Dew (American Studies/Williams) uses the meticulously kept records
of Virginia slaveholders to create an engrossing, often surprising
record of everyday life on an estate in the antebellum South.
Initially, Dew gives a matter-of-fact account of the prosperous
business of entrepreneur William Weaver and Daniel Brady, Weaver's
niece's husband, at Buffalo Forge and Etna Furnace, Weaver's
western Virginia ironworks. The industrious and litigious Weaver
was a shrewd businessman whose humanity to his slaves was practical
rather than altruistic. Dew tells how Weaver built his slave labor
force, trained them in the intricacies of forge work, and motivated
them to work hard through incentives - notably, his "overwork"

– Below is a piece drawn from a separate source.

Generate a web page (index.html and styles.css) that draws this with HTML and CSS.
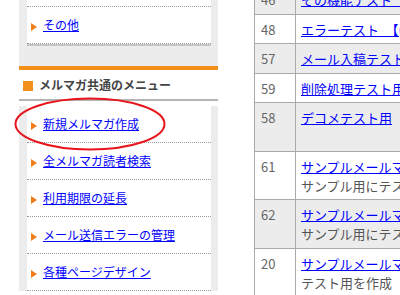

system in which he paid the slaves wages for tons of iron
manufactured in excess of production quotas. Then Dew goes on to
tell the stories of the slaves themselves - including Sam Williams,
a master refiner at Buffalo Forge and Baptist community leader who
earned overwork only when he chose but who also maintained a high
standard of living for his family; Garland Thompson, "an imposing
figure of a man, courageous and unflinching when confronted by
white authroity and capable of prodigious feats of strength and
workmanship." Finally, Dew tells how the Buffalo Forge community
broke up during the crisis of the Civil War, with the growing
demand for iron finally exhausting the supply. Diphtheria, typhoid,
and tuberculosis epidemics claimed slaves' lives, and Weaver's
death in 1863 ended Buffalo Forge's productive life. After 1868,
the forge finally closed and sharecropping replaced industiral work
among the black community at Buffalo Forge. A novel contribution to
the massive corpus of literature on American slavery - one that
shows slaves as skilled artisans leading lives of considerable
dignity and achievement, who despite their accomplishments under
the slave regime never stopped yearning for freedom. (Kirkus
Reviews)
At Buffalo Forge, an extensive ironmaking and farming enterprise in
Virginia before the Civil War, a unique treasury of materials
yields an "engrossing, often surprising record of everyday life on
an estate in the antebellum South" (Kirkus Reviews).